Revisando mis escritos en este blog, me he dado cuenta de que he dedicado bastante espacio a exponer mis fobias, pero muy poco a mis filias, aparte de algún que otro director de cine. Como concesión a la ley de la compensación, allá va un texto acerca de una de mis filias menos divulgadas, el que experimento hacia las actrices de cine mudo.
Me fascinan en primer lugar esos rasgos correspondientes a un canon de belleza por completo marciano.
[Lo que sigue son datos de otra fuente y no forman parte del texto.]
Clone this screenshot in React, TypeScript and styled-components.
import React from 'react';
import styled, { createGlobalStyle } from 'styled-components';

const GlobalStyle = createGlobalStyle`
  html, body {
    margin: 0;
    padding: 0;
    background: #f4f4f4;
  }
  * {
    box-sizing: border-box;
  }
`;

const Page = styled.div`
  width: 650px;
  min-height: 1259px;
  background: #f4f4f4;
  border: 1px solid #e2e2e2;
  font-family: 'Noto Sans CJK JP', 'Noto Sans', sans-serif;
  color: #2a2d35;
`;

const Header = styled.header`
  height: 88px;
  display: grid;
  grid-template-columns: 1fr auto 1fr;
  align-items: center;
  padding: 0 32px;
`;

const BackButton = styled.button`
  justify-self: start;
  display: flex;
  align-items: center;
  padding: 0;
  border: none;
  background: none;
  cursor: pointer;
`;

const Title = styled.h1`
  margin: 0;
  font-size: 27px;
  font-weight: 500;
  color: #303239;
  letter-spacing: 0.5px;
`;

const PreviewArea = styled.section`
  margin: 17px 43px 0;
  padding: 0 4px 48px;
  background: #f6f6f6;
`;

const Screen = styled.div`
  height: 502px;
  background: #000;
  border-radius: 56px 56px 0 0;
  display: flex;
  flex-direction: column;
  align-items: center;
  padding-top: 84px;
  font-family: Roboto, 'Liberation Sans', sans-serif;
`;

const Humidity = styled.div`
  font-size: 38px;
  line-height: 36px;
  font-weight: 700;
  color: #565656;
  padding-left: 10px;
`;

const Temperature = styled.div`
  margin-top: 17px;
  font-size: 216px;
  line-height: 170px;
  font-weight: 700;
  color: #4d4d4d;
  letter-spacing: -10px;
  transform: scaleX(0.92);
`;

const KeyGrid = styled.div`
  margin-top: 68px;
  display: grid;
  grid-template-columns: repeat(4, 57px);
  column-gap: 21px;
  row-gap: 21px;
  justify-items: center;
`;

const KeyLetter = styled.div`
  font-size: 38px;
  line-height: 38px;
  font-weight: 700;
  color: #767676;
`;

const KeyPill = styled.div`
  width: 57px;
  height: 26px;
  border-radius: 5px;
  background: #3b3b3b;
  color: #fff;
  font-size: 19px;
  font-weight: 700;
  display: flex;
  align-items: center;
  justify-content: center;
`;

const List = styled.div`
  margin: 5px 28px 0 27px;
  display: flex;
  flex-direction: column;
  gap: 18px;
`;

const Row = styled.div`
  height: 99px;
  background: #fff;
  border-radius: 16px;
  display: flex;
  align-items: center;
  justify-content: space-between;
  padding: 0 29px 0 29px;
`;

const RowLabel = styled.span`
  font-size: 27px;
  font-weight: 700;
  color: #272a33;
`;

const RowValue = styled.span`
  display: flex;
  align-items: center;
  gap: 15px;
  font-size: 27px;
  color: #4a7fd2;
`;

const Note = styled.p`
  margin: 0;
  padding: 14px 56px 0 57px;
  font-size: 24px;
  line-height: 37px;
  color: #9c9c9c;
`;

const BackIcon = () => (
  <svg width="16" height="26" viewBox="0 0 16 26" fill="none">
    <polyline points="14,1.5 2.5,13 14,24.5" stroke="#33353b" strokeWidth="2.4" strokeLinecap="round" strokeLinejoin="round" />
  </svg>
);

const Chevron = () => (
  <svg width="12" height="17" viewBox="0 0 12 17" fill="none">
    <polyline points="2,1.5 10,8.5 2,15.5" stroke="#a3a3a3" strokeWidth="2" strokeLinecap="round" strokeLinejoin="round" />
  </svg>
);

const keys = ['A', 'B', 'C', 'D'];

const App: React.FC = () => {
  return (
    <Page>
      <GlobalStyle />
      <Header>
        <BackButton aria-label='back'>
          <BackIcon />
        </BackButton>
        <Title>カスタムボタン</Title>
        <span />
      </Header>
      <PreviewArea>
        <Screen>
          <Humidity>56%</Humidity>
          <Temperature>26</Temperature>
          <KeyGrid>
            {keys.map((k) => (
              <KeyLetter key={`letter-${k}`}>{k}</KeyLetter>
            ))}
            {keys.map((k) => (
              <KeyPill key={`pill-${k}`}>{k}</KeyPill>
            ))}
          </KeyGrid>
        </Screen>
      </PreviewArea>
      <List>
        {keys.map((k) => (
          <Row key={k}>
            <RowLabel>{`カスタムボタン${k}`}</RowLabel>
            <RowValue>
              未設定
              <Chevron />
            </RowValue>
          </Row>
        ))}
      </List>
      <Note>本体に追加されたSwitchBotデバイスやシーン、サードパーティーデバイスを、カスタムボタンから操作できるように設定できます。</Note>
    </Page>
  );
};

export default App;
Las caras redondeadas o en forma de corazón, los ojos grandes y febriles, a veces redondos como pozos, a veces alargados como peces de estanque, las diminutas bocas repintadas que se contraen hasta formar un punto que parece una llaga plantada unos dedos por encima de la barbilla. Me gusta también lo deliciosamente limitado de sus registros gestuales, que por lo general se encuadraban en dos modalidades, la ingenua y la vampiresa, con la variante (admitida en ambos casos) de la coqueta. Las pupilas que miran hacia un punto indeterminado que se encuentra muy por encima del objetivo de la cámara, las sonrisas de pitiminí, las maximalistas expresiones de perversidad y deseo, el indecible sufrimiento de la pobre santa, todo eso me cautiva como sólo puede hacerlo lo sobrehumano y misterioso.
La escuela interpretativa del cine mudo fue efímera, porque pronto llegó el sonoro y todas las claves antes descritas se consideraron pasadas de moda en un santiamén. Los intérpretes fueron presionados para reciclarse a la velocidad del rayo: la mayor parte no lo consiguió. A menudo sus voces resultaban demasiado aflautadas, o demasiado roncas, o tenían demasiado acento extranjero como para resultar creíbles. Su estilo fue acusado de rebuscado e inverosímil. Sin embargo, desde la perspectiva actual me parece que los conceptos de lo auténtico y lo falso pierden validez a la hora de calificar este arte insólito y fugaz. Estas personas engendraron y dieron forma a una verdad propia, específica, que me parece por ello mil veces más genuina que tantos artificios que hoy en día son consideradas el colmo de la autenticidad (¿Cate Blanchett? ¿Meryl Streep?).
De entre todas las interpretaciones femeninas de la historia del cine, mi favorita pertenece precisamente a la época muda: se trata de la que llevó a cabo Renée Falconetti en una obra maestra de Dreyer llamada “La pasión de Juana de Arco”. Su contemplación (rostro sin maquillaje, lágrimas rodando por sus mejillas, labios resquebrajados) me ha llevado a plantearme la por lo demás inconcebible posibilidad de que exista eso que los creyentes llaman un Alma, que nada tiene que ver con la materia corpórea, pero que habita en el cuerpo como un inquilino de éste, del que además ejerce como motor y guía. Pero el trabajo de Falconetti es una rareza absoluta que tiene muy poco que ver con cualquier otra actuación que haya quedado registrada en celuloide (o en soporte digital), lo que por supuesto incluye a cualquiera de sus coetáneas.
Entre las silent divas que aprecio especialmente, citaría a Clara Bow, Lillian Gish, Theda Bara, Gloria Swanson, Mary Pickford, Janet Gaynor, Lya Lys o Musidora. También adoro a Betty Boop, que no era realmente una actriz sino un personaje de animación (y que además tampoco pertenece en puridad al cine mudo), pero que recogió la esencia de varias de sus compañeras de carne y hueso con sublime encanto. Las grandes Garbo y Dietrich atravesaron también una gloriosa época silente. Pero, por encima de todas, está la simpar Louise Brooks, una de las grandes bellezas de todos los tiempos. Alternativamente mordaz, enigmática, juguetona, sensual, altiva, dinámica, soñadora, malévola, etérea, carnal y luminosa, Brooks era de una modernidad insuperable, y su imagen trasciende por completo unos códigos estéticos dentro de los cuales en su momento encajó aparentemente, pero que en realidad le venían algo pequeños. Verla actuar, por ejemplo en “La caja de Pandora” de Pabst, es una experiencia sin parangón, lo más cerca que el cine ha estado jamás de la hipnosis.